C’est là sans doute l’originalité majeure de ce grand texte, d’une magnifique maîtrise, tant sur le plan de l’écriture que sur celui de la composition : l’entrecroisement, par le biais de l’invention, de deux destins noués par des correspondances fictives, et qui bride cependant l’imagination sinon trop prolifique, qui lui impose un moule – car au moins la vie de Camus nous est connue, comme les circonstances précises de sa mort. Dès lors, le projet de Ruben m’a rappelé celui, sous une autre forme, de la chère Michèle Desbordes dans son très beau Un été de glycines (aux éditions Verdier, 2005), où la propre vie de l’auteur s’enchevêtre – glycines… – à celle de Faulkner en constants va-et-vient fondés sur des similitudes, ou des similitudes qu’on tente d’extraire par la réinterprétation des faits, tâchant de trouver une cohérence biographique là où peut-être, et même sans doute, il n’y en a pas.

En ce sens, on est, dans Kaddish, face à un propos d’essence poétique, si on donne à poétique son acception première de création : il en va bien d’une forme à l’œuvre, créant sa matière à mesure qu’elle évolue, cette forme, quitte à ce qu’à la fin le projet initial se voie malmené, pour ne pas dire perverti, par l’évidence :

« Un écrivain qui fait le serment de ne pas tomber dans le roman est comme un dormeur solitaire qui jure la nuit : Promis, ni rêve ni cauchemar.

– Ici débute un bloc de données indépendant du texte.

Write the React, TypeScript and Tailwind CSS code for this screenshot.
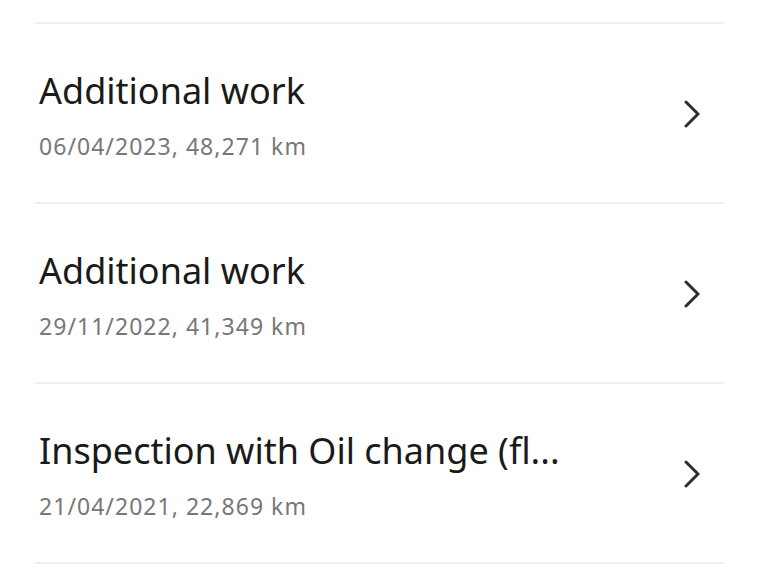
const entries = [
  { title: "Additional work", meta: "06/04/2023, 48,271 km" },
  { title: "Additional work", meta: "29/11/2022, 41,349 km" },
  { title: "Inspection with Oil change (fl...", meta: "21/04/2021, 22,869 km" },
];

function Chevron() {
  return (
    <svg width="18" height="28" viewBox="0 0 18 28" fill="none" className="shrink-0">
      <polyline
        points="3,2 15,14 3,26"
        stroke="#2e2e2e"
        strokeWidth="3"
        strokeLinecap="round"
        strokeLinejoin="round"
      />
    </svg>
  );
}

function HistoryRow({ title, meta }: { title: string; meta: string }) {
  return (
    <li className="border-b-2 border-[#eeeeee]">
      <button className="flex h-[178px] w-full items-center justify-between pt-[2px] pl-1 pr-[23px] text-left">
        <div className="flex flex-col">
          <span className="text-[36px] leading-[44px] text-[#1a1a1a]">{title}</span>
          <span className="mt-[19px] text-[23px] leading-[28px] tracking-[0.045em] text-[#777777]">
            {meta}
          </span>
        </div>
        <Chevron />
      </button>
    </li>
  );
}

export default function App() {
  return (
    <div
      className="min-h-screen bg-white px-[35px] pt-[22px]"
      style={{ fontFamily: '"Noto Sans", "Open Sans", sans-serif' }}
    >
      <ul className="border-t-2 border-[#eeeeee]">
        {entries.map((e, i) => (
          <HistoryRow key={i} title={e.title} meta={e.meta} />
        ))}
      </ul>
    </div>
  );
}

Le roman nous tient depuis trop longtemps. Nous cerne aux quatre coins de la littérature. Tout homme n’est qu’ombre ou rêve ; au mieux il devient poème ou, ce qui revient au même, roman. » (p. 116).

Justification, bien sûr, comme on peut, comme la branche à laquelle on s’agrippe, comme le filet salvateur de l’équilibriste instable : on n’a pas tenu sa promesse de départ, on se doit d’en faire le constat, dût-on s’en morigéner, battre sa coulpe :

« J’ai honte […] car j’ai inventé des vies. Et j’ai honte […], car j’ai inventé une mélancolie qui n’était pas toujours tienne ; l’écho final d’une vie fournit peu d’indices de ce qu’elle fut en vérité. » (p. 118)

Le lecteur doit-il s’en plaindre ? – Le lecteur en sourit, bien plutôt, s’en délecte, y trouvant pleinement son compte, mieux, sans doute, avec plus d’intense intérêt, voire de fascination (on lit Kaddish en une nuit, sans pouvoir s’en défaire), qu’à la recension fidèle d’une existence somme toute assez pauvre et commune, si elle n’avait trouvé son terme dans le PAN final – à l’initiale du livre. Poème ou roman, puisque « cela revient au même » ? Poème et roman, et c’est cela qui nous retient, nous accroche, c’est cela qui cerne au plus près ce que nous cherchons dans la littérature : le roman poétique, où Ruben excelle, et qui est peut-être la marque de fabrique du roman contemporain, tel qu’on le voit, çà et là, se développer (cf. mes autres chroniques). Les quelques citations de cet article le montreraient suffisamment : mais qu’on lise donc aussi – pour mieux s’en convaincre, s’il le fallait – la magnifique évocation de l’exode des Pieds-Noirs courant sur 5 pages (pp. 80-85), bien trop longue, donc, pour être ici retranscrite, mais dont j’extrais ces passages :

« Le paquebot siffle son tocsin d’exil, le panache noir de la fumée s’élève dans un ciel sans couleur, et la mer s’ouvre, et bouillonne, la mer gloutonne […]. Les voilà partis pour la Thulé hexagonale, où il n’y a pas d’oasis, où la nuit vient plus tôt, où le brouillard couve été comme hiver les plaines mornes où ne poussent pas de jujube. […] Les hommes fument leurs dernières gauloises comme ils ont bu la veille, pour se cautériser l’âme, pour avoir des raisons viriles de vomir toutes leurs tripes, ils se cherchent une contenance, titubent, ont le visage fermé, les yeux qui clignent, les paupières qui se plissent sous le soleil faute de s’autoriser la moindre larme. »

*

 Je me suis laissé dire que l’édition de ce texte n’est pas allé sans souffrance pour Emmanuel Ruben, ce dont tout écrivain a fait l’épreuve, au moins à ses débuts – d’ailleurs, notre auteur paraîtle confesser : « Écrire a, sur la bande dessinée ou sur le cinéma, l’avantage d’autoriser les repentirs. Écrire, c’est s’attacher à l’ombre, assumer ses échecs, se vouer à l’obscur. » (p. 79) Il se trouve qu’en d’autres circonstances, j’ai pu lire, de lui, des nouvelles inédites : je connais ses qualités aussi bien que ses petits défauts originels. S’il a souffert, c’est pour son bien, et la confrontation avec le regard d’un éditeur de haute exigence n’est jamais stérile, bien au contraire : on y apprend beaucoup. À lire Kaddish, j’ai eu cette certitude que Ruben, de ce travail difficile et tumultueux, avait tiré la graine, et la bonne, et l’excellente, celle qui donne la belle gerbe, le bon pain. C’est dans cette voie qu’il lui faut continuer d’avancer. J’attends avec quelque impatience la suite : les vrais écrivains se font rares, de nos jours, Emmanuel Ruben est un vrai, et un bel, écrivain.